→ Task
Leave out the images; return the rest of the data exactly.

▬▬▬

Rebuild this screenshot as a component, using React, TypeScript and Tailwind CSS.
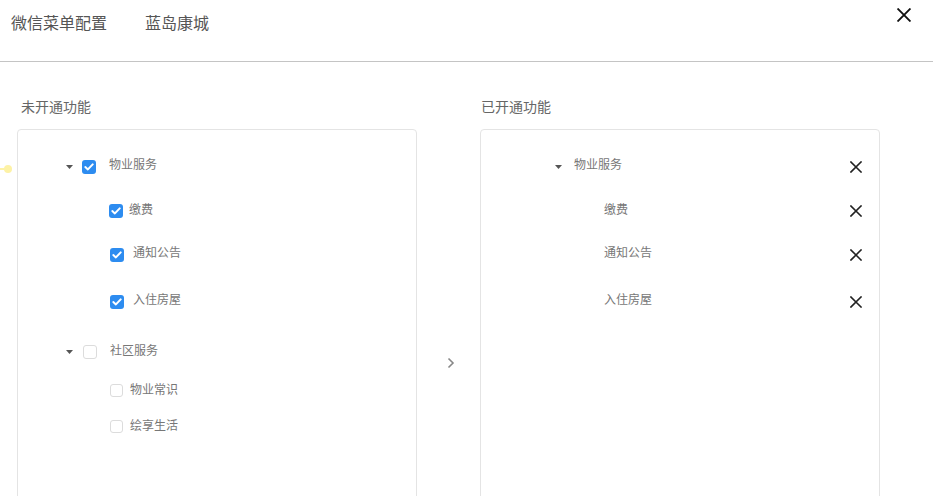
import React from "react";

const font = { fontFamily: '"Noto Sans CJK SC", "Noto Sans", sans-serif' };

function Caret() {
  return (
    <svg width="7" height="4" viewBox="0 0 7 4" className="shrink-0">
      <path d="M0 0 L7 0 L3.5 4 Z" fill="#555" />
    </svg>
  );
}

function Check({ checked, size = 14 }: { checked: boolean; size?: number }) {
  if (checked) {
    return (
      <div
        className="shrink-0 rounded-[3px] bg-[#2d8cf0] flex items-center justify-center"
        style={{ width: size, height: size }}
      >
        <svg width="10" height="8" viewBox="0 0 10 8">
          <path d="M1.3 4.1 L3.9 6.4 L8.7 1.4" fill="none" stroke="#fff" strokeWidth="2" strokeLinecap="round" strokeLinejoin="round" />
        </svg>
      </div>
    );
  }
  return (
    <div
      className="shrink-0 rounded-[3px] border border-[#dcdcdc] bg-white"
      style={{ width: size, height: size }}
    />
  );
}

function XIcon({ size = 12, stroke = 1.6, color = "#222" }: { size?: number; stroke?: number; color?: string }) {
  return (
    <svg width={size} height={size} viewBox="0 0 12 12" className="shrink-0">
      <path d="M1 1 L11 11 M11 1 L1 11" stroke={color} strokeWidth={stroke} strokeLinecap="square" />
    </svg>
  );
}

export default function App() {
  return (
    <div className="relative w-[933px] h-[496px] overflow-hidden bg-white" style={font}>
      {/* header */}
      <div className="h-[62px] border-b border-[#c4c4c4] flex items-start">
        <div className="pt-[10px] pl-[11px] flex text-[16px] leading-[24px] text-[#555]">
          <span>微信菜单配置</span>
          <span className="ml-[38px]">蓝岛康城</span>
        </div>
        <div className="ml-auto mt-[8px] mr-[22px]">
          <XIcon size={14} stroke={1.6} color="#111" />
        </div>
      </div>

      {/* yellow connector dot */}
      <div className="absolute left-0 top-[168px] w-[8px] h-[2px] bg-[#fdf2a6]" />
      <div className="absolute left-[4px] top-[165px] w-[8px] h-[8px] rounded-full bg-[#fdf2a6]" />

      {/* body */}
      <div className="flex pl-[17px] pt-[34px]">
        {/* left column */}
        <div className="w-[400px] flex flex-col">
          <div className="pl-[4px] text-[14px] leading-[20px] text-[#666] mb-[13px]">未开通功能</div>
          <div className="h-[468px] border border-[#e4e4e4] rounded-[4px] flex flex-col pt-[23px] text-[12px] text-[#777]">
            <div className="h-[28px] flex items-center">
              <div className="ml-[48px]"><Caret /></div>
              <div className="ml-[9px]"><Check checked /></div>
              <span className="ml-[13px] mb-[6px]">物业服务</span>
            </div>
            <div className="h-[28px] mt-[16px] flex items-center">
              <div className="ml-[91px]"><Check checked /></div>
              <span className="ml-[6px] mb-[4px]">缴费</span>
            </div>
            <div className="h-[28px] mt-[16px] flex items-center">
              <div className="ml-[92px]"><Check checked /></div>
              <span className="ml-[9px] mb-[6px]">通知公告</span>
            </div>
            <div className="h-[28px] mt-[19px] flex items-center">
              <div className="ml-[92px]"><Check checked /></div>
              <span className="ml-[9px] mb-[6px]">入住房屋</span>
            </div>
            <div className="h-[28px] mt-[22px] flex items-center">
              <div className="ml-[48px]"><Caret /></div>
              <div className="ml-[10px]"><Check checked={false} /></div>
              <span className="ml-[13px] mb-[4px]">社区服务</span>
            </div>
            <div className="h-[28px] mt-[10px] flex items-center">
              <div className="ml-[92px]"><Check checked={false} size={13} /></div>
              <span className="ml-[7px] mb-[2px]">物业常识</span>
            </div>
            <div className="h-[28px] mt-[8px] flex items-center">
              <div className="ml-[92px]"><Check checked={false} size={13} /></div>
              <span className="ml-[7px] mb-[2px]">绘享生活</span>
            </div>
          </div>
        </div>

        {/* middle arrow */}
        <div className="w-[63px] flex flex-col">
          <div className="h-[33px]" />
          <div className="h-[468px] flex items-center justify-center pl-[5px]">
            <svg width="8" height="12" viewBox="0 0 8 12">
              <path d="M1.5 1.5 L6 6 L1.5 10.5" fill="none" stroke="#888" strokeWidth="1.6" />
            </svg>
          </div>
        </div>

        {/* right column */}
        <div className="w-[400px] flex flex-col">
          <div className="pl-[1px] text-[14px] leading-[20px] text-[#666] mb-[13px]">已开通功能</div>
          <div className="h-[468px] border border-[#e4e4e4] rounded-[4px] flex flex-col pt-[23px] pr-[17px] text-[12px] text-[#777]">
            <div className="h-[28px] flex items-center">
              <div className="ml-[74px]"><Caret /></div>
              <span className="ml-[12px] mb-[6px]">物业服务</span>
              <div className="ml-auto"><XIcon /></div>
            </div>
            <div className="h-[28px] mt-[16px] flex items-center">
              <span className="ml-[123px] mb-[5px]">缴费</span>
              <div className="ml-auto"><XIcon /></div>
            </div>
            <div className="h-[28px] mt-[16px] flex items-center">
              <span className="ml-[123px] mb-[6px]">通知公告</span>
              <div className="ml-auto"><XIcon /></div>
            </div>
            <div className="h-[28px] mt-[19px] flex items-center">
              <span className="ml-[123px] mb-[6px]">入住房屋</span>
              <div className="ml-auto"><XIcon /></div>
            </div>
          </div>
        </div>
      </div>
    </div>
  );
}
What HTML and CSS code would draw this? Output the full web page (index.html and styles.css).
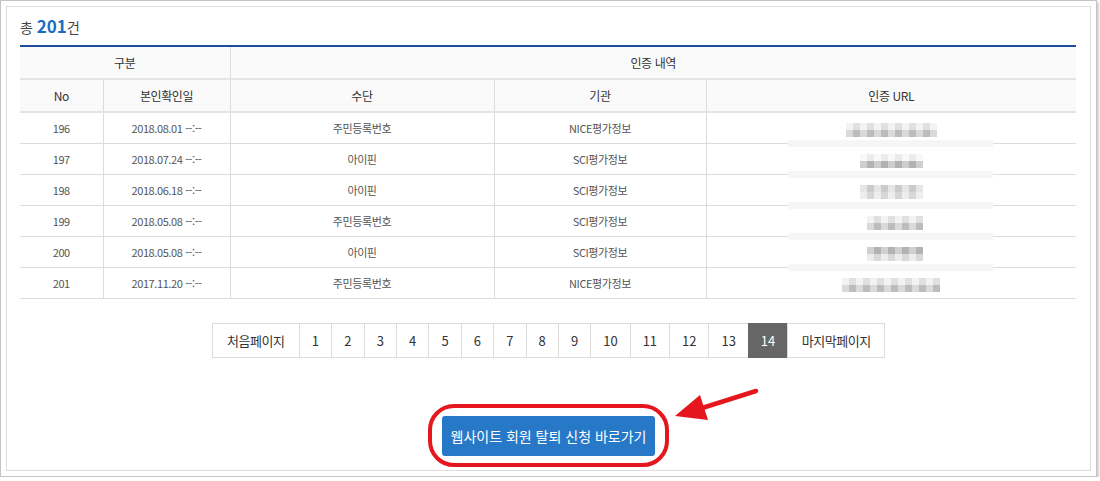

▬▬▬

→ Written response
Rebuild this screenshot as a component, using React, TypeScript and Tailwind CSS.
import React from "react";

const font = { fontFamily: '"Noto Sans CJK SC", "Noto Sans", sans-serif' };

function Caret() {
  return (
    <svg width="7" height="4" viewBox="0 0 7 4" className="shrink-0">
      <path d="M0 0 L7 0 L3.5 4 Z" fill="#555" />
    </svg>
  );
}

function Check({ checked, size = 14 }: { checked: boolean; size?: number }) {
  if (checked) {
    return (
      <div
        className="shrink-0 rounded-[3px] bg-[#2d8cf0] flex items-center justify-center"
        style={{ width: size, height: size }}
      >
        <svg width="10" height="8" viewBox="0 0 10 8">
          <path d="M1.3 4.1 L3.9 6.4 L8.7 1.4" fill="none" stroke="#fff" strokeWidth="2" strokeLinecap="round" strokeLinejoin="round" />
        </svg>
      </div>
    );
  }
  return (
    <div
      className="shrink-0 rounded-[3px] border border-[#dcdcdc] bg-white"
      style={{ width: size, height: size }}
    />
  );
}

function XIcon({ size = 12, stroke = 1.6, color = "#222" }: { size?: number; stroke?: number; color?: string }) {
  return (
    <svg width={size} height={size} viewBox="0 0 12 12" className="shrink-0">
      <path d="M1 1 L11 11 M11 1 L1 11" stroke={color} strokeWidth={stroke} strokeLinecap="square" />
    </svg>
  );
}

export default function App() {
  return (
    <div className="relative w-[933px] h-[496px] overflow-hidden bg-white" style={font}>
      {/* header */}
      <div className="h-[62px] border-b border-[#c4c4c4] flex items-start">
        <div className="pt-[10px] pl-[11px] flex text-[16px] leading-[24px] text-[#555]">
          <span>微信菜单配置</span>
          <span className="ml-[38px]">蓝岛康城</span>
        </div>
        <div className="ml-auto mt-[8px] mr-[22px]">
          <XIcon size={14} stroke={1.6} color="#111" />
        </div>
      </div>

      {/* yellow connector dot */}
      <div className="absolute left-0 top-[168px] w-[8px] h-[2px] bg-[#fdf2a6]" />
      <div className="absolute left-[4px] top-[165px] w-[8px] h-[8px] rounded-full bg-[#fdf2a6]" />

      {/* body */}
      <div className="flex pl-[17px] pt-[34px]">
        {/* left column */}
        <div className="w-[400px] flex flex-col">
          <div className="pl-[4px] text-[14px] leading-[20px] text-[#666] mb-[13px]">未开通功能</div>
          <div className="h-[468px] border border-[#e4e4e4] rounded-[4px] flex flex-col pt-[23px] text-[12px] text-[#777]">
            <div className="h-[28px] flex items-center">
              <div className="ml-[48px]"><Caret /></div>
              <div className="ml-[9px]"><Check checked /></div>
              <span className="ml-[13px] mb-[6px]">物业服务</span>
            </div>
            <div className="h-[28px] mt-[16px] flex items-center">
              <div className="ml-[91px]"><Check checked /></div>
              <span className="ml-[6px] mb-[4px]">缴费</span>
            </div>
            <div className="h-[28px] mt-[16px] flex items-center">
              <div className="ml-[92px]"><Check checked /></div>
              <span className="ml-[9px] mb-[6px]">通知公告</span>
            </div>
            <div className="h-[28px] mt-[19px] flex items-center">
              <div className="ml-[92px]"><Check checked /></div>
              <span className="ml-[9px] mb-[6px]">入住房屋</span>
            </div>
            <div className="h-[28px] mt-[22px] flex items-center">
              <div className="ml-[48px]"><Caret /></div>
              <div className="ml-[10px]"><Check checked={false} /></div>
              <span className="ml-[13px] mb-[4px]">社区服务</span>
            </div>
            <div className="h-[28px] mt-[10px] flex items-center">
              <div className="ml-[92px]"><Check checked={false} size={13} /></div>
              <span className="ml-[7px] mb-[2px]">物业常识</span>
            </div>
            <div className="h-[28px] mt-[8px] flex items-center">
              <div className="ml-[92px]"><Check checked={false} size={13} /></div>
              <span className="ml-[7px] mb-[2px]">绘享生活</span>
            </div>
          </div>
        </div>

        {/* middle arrow */}
        <div className="w-[63px] flex flex-col">
          <div className="h-[33px]" />
          <div className="h-[468px] flex items-center justify-center pl-[5px]">
            <svg width="8" height="12" viewBox="0 0 8 12">
              <path d="M1.5 1.5 L6 6 L1.5 10.5" fill="none" stroke="#888" strokeWidth="1.6" />
            </svg>
          </div>
        </div>

        {/* right column */}
        <div className="w-[400px] flex flex-col">
          <div className="pl-[1px] text-[14px] leading-[20px] text-[#666] mb-[13px]">已开通功能</div>
          <div className="h-[468px] border border-[#e4e4e4] rounded-[4px] flex flex-col pt-[23px] pr-[17px] text-[12px] text-[#777]">
            <div className="h-[28px] flex items-center">
              <div className="ml-[74px]"><Caret /></div>
              <span className="ml-[12px] mb-[6px]">物业服务</span>
              <div className="ml-auto"><XIcon /></div>
            </div>
            <div className="h-[28px] mt-[16px] flex items-center">
              <span className="ml-[123px] mb-[5px]">缴费</span>
              <div className="ml-auto"><XIcon /></div>
            </div>
            <div className="h-[28px] mt-[16px] flex items-center">
              <span className="ml-[123px] mb-[6px]">通知公告</span>
              <div className="ml-auto"><XIcon /></div>
            </div>
            <div className="h-[28px] mt-[19px] flex items-center">
              <span className="ml-[123px] mb-[6px]">入住房屋</span>
              <div className="ml-auto"><XIcon /></div>
            </div>
          </div>
        </div>
      </div>
    </div>
  );
}
What HTML and CSS code would draw this? Output the full web page (index.html and styles.css).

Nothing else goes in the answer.